Wednesday, July 21, 2021

ASYLUM: KIRKUS REVIEW

 

ASYLUM

Ataut psychological thriller set in the eerie remnants of an abandoned asylum.

In 2012,Kyle Hampton leads a happy life with his wife and young daughter, but he’s plagued by memories of his childhood in Rose Hill Asylum, where he was born. There, abuse was rampant, and scores of children died over the years before it was shut down 28 years ago. Many years later, he and his best friend, Randy, a fellow former asylum resident, still find themselves drawn back to the closed-down building, which retains its sinister atmosphere. Lawrence paints these visits vividly, and the asylum itself becomes the work’s most fully realized locale as the friends’ visits become increasingly unsettling. Throughout, the author also successfully intersperses this story with Kyle’s troubling recollections—particularly of his encounters with bullies and of the fact that his younger brother, Roy, was not adopted with him; Kyle escaped the brutal asylum, but his sibling didn’t, leaving him guilt-ridden. There’s an underdeveloped plotline involving Kyle’s difficult relationship with his wife, as well.
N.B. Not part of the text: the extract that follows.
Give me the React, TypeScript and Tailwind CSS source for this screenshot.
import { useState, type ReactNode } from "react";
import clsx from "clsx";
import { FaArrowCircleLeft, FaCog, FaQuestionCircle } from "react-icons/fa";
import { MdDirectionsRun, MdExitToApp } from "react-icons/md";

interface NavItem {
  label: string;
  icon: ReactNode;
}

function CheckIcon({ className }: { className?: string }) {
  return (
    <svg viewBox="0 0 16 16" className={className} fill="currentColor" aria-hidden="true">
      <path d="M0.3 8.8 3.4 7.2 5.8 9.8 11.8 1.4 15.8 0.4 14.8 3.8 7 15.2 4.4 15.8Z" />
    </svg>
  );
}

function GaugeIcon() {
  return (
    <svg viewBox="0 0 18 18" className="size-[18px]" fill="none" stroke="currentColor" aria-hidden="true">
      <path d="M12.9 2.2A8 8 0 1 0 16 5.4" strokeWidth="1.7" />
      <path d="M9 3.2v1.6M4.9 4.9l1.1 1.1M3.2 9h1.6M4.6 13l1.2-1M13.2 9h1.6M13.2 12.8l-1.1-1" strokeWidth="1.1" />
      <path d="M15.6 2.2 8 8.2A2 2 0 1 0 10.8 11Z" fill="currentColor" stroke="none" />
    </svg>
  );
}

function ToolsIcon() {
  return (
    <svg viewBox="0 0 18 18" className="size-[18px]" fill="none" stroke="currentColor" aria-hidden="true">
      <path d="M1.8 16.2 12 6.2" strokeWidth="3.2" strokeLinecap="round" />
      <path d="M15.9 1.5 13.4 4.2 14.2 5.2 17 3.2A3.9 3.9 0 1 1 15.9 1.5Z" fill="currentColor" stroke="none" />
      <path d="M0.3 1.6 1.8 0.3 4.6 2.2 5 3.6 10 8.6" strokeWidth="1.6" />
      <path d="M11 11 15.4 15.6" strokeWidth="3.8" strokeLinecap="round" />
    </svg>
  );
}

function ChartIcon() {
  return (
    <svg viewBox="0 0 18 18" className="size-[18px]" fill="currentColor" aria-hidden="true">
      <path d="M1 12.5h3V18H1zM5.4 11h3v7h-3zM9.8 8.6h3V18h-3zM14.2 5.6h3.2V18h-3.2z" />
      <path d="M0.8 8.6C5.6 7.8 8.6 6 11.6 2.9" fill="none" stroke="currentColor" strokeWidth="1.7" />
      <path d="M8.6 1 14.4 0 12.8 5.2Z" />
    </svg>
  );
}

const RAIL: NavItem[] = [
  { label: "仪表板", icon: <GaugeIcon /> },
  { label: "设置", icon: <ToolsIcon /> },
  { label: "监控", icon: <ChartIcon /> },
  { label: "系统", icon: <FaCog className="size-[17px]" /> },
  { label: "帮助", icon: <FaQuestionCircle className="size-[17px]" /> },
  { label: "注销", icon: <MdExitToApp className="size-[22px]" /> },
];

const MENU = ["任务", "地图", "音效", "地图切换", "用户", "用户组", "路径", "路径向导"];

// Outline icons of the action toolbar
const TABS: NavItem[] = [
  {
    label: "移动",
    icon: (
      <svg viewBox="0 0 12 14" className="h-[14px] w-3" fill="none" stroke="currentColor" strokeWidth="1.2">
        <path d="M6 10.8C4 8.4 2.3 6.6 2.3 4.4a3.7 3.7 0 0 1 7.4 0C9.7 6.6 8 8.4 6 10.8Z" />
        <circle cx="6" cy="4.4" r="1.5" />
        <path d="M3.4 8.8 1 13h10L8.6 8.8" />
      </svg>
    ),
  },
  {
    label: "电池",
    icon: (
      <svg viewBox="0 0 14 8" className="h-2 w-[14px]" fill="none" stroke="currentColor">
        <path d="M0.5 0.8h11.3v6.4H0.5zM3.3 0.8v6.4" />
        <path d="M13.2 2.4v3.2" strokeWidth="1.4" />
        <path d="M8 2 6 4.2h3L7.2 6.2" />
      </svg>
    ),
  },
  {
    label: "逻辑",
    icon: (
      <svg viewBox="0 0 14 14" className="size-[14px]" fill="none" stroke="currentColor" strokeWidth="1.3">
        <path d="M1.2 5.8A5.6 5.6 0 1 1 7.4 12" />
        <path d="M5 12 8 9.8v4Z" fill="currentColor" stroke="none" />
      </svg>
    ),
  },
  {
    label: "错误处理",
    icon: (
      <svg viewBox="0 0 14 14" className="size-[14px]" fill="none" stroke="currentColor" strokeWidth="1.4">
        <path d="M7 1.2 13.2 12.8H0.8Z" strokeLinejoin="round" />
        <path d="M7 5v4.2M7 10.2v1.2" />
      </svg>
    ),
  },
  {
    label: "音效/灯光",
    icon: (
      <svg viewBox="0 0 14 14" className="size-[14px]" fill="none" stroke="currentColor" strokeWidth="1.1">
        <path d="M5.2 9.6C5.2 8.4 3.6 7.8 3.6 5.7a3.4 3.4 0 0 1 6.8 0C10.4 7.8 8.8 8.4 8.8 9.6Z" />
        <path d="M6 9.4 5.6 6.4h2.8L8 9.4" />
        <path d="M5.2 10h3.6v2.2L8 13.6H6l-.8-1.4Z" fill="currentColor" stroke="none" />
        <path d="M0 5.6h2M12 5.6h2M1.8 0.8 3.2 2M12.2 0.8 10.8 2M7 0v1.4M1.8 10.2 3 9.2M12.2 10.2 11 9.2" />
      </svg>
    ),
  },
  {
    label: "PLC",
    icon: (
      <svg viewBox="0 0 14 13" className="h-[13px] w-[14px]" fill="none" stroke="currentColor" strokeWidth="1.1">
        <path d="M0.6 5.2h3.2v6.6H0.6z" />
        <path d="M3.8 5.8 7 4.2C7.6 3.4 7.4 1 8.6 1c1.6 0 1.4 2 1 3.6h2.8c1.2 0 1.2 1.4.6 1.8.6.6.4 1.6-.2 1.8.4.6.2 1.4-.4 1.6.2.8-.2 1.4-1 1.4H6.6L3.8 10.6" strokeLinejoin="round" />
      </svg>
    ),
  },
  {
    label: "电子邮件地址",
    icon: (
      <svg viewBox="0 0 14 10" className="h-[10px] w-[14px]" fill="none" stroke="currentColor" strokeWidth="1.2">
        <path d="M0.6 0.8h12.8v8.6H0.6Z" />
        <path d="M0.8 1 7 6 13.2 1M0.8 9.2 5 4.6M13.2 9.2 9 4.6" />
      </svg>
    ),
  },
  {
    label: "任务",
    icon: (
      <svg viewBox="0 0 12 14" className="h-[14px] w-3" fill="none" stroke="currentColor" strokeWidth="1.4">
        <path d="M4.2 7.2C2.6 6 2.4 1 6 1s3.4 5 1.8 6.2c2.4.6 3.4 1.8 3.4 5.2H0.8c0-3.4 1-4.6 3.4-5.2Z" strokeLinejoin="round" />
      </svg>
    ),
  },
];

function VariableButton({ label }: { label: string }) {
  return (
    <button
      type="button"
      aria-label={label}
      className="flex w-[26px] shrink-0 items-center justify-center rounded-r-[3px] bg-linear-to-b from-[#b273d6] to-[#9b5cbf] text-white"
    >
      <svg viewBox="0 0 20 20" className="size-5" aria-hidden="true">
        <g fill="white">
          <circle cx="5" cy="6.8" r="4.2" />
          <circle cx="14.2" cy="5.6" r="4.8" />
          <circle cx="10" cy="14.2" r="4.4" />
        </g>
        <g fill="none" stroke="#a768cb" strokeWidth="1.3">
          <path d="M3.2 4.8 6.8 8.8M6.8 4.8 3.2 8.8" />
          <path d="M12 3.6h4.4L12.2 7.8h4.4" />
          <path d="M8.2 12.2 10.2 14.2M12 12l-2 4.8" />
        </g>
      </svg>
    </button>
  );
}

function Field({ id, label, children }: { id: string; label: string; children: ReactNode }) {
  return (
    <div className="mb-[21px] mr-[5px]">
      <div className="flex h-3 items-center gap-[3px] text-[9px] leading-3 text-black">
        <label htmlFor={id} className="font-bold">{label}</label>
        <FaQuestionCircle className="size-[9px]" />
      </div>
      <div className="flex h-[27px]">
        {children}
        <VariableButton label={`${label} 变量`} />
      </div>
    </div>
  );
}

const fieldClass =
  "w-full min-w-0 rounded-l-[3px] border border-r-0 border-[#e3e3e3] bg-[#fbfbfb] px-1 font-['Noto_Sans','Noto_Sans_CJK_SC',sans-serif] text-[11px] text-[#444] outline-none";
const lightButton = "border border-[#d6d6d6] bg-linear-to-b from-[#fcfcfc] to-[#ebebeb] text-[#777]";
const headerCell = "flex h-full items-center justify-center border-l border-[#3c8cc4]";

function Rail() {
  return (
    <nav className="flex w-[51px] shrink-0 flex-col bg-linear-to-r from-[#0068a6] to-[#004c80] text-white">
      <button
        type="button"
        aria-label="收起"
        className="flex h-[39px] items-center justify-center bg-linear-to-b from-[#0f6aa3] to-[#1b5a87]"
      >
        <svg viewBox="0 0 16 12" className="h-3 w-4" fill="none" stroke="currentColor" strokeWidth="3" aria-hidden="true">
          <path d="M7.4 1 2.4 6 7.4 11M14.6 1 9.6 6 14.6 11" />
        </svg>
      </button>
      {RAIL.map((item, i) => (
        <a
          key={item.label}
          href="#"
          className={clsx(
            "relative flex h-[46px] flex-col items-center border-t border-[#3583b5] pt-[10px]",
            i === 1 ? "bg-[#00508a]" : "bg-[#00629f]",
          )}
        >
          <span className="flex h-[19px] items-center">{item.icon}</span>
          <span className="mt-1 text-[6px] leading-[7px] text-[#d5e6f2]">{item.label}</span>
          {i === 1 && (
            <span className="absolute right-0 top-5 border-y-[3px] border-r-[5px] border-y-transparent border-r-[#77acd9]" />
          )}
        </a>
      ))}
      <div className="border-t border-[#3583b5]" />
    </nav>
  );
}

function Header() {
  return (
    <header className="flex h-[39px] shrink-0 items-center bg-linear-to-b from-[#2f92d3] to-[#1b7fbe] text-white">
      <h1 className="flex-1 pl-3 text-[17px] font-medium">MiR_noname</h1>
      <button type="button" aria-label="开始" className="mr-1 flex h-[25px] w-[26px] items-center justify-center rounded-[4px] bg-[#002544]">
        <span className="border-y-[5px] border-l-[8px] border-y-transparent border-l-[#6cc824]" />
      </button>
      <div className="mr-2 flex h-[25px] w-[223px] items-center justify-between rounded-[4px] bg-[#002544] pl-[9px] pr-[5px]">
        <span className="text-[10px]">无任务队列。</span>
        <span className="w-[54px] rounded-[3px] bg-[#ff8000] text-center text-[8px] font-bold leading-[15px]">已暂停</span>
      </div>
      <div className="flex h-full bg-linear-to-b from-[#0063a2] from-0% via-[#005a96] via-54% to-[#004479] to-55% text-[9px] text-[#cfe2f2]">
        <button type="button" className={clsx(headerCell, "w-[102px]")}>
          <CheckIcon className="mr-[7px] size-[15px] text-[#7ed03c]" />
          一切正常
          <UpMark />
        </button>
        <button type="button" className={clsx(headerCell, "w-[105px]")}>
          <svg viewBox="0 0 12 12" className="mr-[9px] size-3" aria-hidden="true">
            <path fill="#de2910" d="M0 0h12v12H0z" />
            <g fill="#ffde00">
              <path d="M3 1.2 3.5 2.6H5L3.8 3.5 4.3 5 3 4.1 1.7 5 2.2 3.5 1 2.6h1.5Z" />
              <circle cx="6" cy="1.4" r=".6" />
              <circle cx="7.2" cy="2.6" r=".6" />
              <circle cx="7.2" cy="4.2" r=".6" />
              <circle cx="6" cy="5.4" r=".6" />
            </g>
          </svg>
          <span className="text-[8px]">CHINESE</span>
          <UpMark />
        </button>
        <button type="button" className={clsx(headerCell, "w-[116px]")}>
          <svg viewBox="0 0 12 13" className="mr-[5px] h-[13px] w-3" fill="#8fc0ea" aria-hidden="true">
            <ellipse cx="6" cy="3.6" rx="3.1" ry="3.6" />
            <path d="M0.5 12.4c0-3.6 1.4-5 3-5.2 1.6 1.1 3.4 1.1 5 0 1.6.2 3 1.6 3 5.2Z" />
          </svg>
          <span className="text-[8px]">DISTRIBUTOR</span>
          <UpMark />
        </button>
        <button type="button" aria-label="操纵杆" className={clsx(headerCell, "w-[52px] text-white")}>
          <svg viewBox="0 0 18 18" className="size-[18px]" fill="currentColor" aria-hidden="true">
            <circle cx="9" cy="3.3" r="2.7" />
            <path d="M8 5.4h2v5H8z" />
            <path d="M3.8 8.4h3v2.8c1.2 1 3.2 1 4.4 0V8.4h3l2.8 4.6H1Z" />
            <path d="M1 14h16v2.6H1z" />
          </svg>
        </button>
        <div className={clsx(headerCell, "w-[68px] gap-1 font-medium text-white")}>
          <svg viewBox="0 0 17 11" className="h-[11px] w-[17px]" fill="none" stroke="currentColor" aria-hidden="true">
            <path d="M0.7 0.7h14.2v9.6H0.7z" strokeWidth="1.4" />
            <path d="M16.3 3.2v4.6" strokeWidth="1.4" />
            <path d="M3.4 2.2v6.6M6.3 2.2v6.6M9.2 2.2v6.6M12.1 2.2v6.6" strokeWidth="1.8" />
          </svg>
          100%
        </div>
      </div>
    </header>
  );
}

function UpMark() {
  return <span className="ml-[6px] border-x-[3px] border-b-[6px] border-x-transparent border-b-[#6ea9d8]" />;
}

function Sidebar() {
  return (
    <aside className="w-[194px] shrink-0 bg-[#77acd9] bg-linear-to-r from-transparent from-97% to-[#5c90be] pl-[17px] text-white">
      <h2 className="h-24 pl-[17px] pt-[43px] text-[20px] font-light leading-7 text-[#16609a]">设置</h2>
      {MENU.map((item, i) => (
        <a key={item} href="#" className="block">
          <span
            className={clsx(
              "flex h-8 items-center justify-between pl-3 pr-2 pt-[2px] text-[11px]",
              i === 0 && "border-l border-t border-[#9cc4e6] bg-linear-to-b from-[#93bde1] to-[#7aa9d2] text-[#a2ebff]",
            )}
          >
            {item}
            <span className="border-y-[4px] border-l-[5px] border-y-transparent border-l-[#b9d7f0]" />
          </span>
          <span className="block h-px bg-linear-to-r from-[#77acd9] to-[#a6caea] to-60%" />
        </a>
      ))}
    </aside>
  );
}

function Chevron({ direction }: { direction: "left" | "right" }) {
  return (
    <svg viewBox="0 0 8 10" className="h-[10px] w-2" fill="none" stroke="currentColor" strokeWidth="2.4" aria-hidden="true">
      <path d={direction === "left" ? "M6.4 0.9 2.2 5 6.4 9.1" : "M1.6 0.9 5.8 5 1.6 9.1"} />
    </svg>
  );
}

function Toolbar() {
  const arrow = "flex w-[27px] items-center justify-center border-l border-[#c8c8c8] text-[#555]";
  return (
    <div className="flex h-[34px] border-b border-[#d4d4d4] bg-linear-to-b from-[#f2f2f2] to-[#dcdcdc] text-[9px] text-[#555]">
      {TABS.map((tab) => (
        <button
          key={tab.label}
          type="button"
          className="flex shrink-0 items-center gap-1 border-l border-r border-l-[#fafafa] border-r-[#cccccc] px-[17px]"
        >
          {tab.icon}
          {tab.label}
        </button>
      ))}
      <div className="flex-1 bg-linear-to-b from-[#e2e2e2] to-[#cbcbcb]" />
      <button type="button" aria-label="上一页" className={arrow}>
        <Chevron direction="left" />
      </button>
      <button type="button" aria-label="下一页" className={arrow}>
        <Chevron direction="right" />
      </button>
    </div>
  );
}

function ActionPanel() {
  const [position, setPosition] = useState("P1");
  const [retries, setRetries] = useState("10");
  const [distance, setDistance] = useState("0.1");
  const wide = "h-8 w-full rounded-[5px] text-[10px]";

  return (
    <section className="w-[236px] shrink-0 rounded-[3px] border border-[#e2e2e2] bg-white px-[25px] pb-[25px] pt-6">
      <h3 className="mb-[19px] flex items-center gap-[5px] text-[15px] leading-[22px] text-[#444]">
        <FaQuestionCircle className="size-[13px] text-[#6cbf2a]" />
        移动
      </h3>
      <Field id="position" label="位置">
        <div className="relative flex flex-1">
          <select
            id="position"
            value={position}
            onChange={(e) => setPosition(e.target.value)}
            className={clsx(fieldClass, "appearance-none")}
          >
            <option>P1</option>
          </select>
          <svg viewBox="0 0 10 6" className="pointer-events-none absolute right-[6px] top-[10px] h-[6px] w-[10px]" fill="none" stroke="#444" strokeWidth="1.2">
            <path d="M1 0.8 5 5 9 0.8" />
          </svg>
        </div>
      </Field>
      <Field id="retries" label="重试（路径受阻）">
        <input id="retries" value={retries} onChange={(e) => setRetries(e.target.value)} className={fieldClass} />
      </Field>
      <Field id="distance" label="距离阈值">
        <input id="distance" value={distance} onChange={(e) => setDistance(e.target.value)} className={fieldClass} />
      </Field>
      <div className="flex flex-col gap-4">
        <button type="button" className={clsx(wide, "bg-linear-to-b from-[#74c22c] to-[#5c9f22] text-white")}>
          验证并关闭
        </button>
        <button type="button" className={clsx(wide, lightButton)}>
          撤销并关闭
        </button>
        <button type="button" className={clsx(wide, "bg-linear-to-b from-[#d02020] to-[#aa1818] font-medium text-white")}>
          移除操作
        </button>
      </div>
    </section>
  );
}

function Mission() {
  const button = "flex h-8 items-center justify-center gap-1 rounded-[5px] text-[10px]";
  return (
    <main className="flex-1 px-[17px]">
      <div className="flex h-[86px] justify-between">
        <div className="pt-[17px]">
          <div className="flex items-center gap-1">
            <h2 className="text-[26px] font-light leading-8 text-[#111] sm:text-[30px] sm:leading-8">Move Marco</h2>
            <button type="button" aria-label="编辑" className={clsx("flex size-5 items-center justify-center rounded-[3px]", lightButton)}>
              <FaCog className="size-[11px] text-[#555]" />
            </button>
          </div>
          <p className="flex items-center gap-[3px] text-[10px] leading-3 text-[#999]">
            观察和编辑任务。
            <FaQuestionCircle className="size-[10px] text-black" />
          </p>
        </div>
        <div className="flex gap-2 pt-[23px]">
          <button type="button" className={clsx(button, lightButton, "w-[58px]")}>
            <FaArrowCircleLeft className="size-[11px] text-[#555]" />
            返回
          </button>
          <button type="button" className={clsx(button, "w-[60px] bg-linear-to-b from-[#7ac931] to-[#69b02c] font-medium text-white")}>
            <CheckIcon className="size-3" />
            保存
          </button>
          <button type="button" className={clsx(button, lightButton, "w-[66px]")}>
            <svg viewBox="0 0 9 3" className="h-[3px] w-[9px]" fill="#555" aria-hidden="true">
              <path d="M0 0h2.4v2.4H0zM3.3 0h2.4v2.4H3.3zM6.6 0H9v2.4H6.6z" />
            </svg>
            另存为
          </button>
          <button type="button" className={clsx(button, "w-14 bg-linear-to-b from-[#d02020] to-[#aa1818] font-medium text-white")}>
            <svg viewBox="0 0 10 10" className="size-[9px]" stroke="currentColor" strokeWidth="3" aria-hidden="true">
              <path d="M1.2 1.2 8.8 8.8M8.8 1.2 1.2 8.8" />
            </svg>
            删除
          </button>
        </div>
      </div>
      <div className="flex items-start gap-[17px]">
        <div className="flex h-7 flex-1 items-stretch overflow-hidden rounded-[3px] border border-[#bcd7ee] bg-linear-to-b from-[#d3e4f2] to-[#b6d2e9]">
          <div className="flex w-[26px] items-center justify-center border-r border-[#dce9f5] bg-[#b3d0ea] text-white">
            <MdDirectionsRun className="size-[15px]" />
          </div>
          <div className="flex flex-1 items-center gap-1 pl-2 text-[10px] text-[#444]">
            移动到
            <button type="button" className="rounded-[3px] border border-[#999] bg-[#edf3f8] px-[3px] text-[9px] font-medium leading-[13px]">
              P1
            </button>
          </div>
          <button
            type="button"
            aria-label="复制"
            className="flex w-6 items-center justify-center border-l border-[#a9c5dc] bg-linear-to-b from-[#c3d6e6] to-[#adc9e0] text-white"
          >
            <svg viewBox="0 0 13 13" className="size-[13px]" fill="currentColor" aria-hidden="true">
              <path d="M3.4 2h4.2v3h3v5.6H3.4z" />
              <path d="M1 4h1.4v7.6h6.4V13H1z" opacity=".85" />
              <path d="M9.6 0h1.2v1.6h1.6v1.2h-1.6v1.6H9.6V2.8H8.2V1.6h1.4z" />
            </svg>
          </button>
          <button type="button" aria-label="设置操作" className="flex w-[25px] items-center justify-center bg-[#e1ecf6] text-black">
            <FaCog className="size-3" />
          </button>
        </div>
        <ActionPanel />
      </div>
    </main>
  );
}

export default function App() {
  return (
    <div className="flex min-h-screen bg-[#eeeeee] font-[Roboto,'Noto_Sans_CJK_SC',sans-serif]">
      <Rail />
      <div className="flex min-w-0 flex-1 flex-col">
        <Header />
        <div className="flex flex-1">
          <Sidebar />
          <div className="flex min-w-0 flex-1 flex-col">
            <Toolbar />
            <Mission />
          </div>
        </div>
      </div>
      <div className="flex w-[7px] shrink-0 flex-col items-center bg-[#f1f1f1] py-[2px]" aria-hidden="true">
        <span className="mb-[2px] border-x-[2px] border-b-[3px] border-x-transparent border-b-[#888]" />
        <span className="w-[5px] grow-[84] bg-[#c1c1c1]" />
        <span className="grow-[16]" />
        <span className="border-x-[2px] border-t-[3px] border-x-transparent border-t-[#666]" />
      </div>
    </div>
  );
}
However, Lawrence also takes readers into the mind of a serial killer known as Stitches—a man who haunts the asylum, dressed as a clown, and currently preys upon local women; as the killer slowly makes his existence known to Kyle, a tense cat-and-mouse game plays out. The author manages to keep the villain shrouded in mystery by carefully unveiling his connections to the asylum over the course of the story. Throughout the novel, including in Stitches’ horrific monologues, the author presents a searing indictment of the mental health and asylum system in the United States over several decades. Action scenes dominate the work’s latter sections, but the novel’s strongest aspects are its forbidding atmosphere and its damning depiction of what happens to kids who fall through cracks in the system.

A well-paced and creepy novel with a strong message.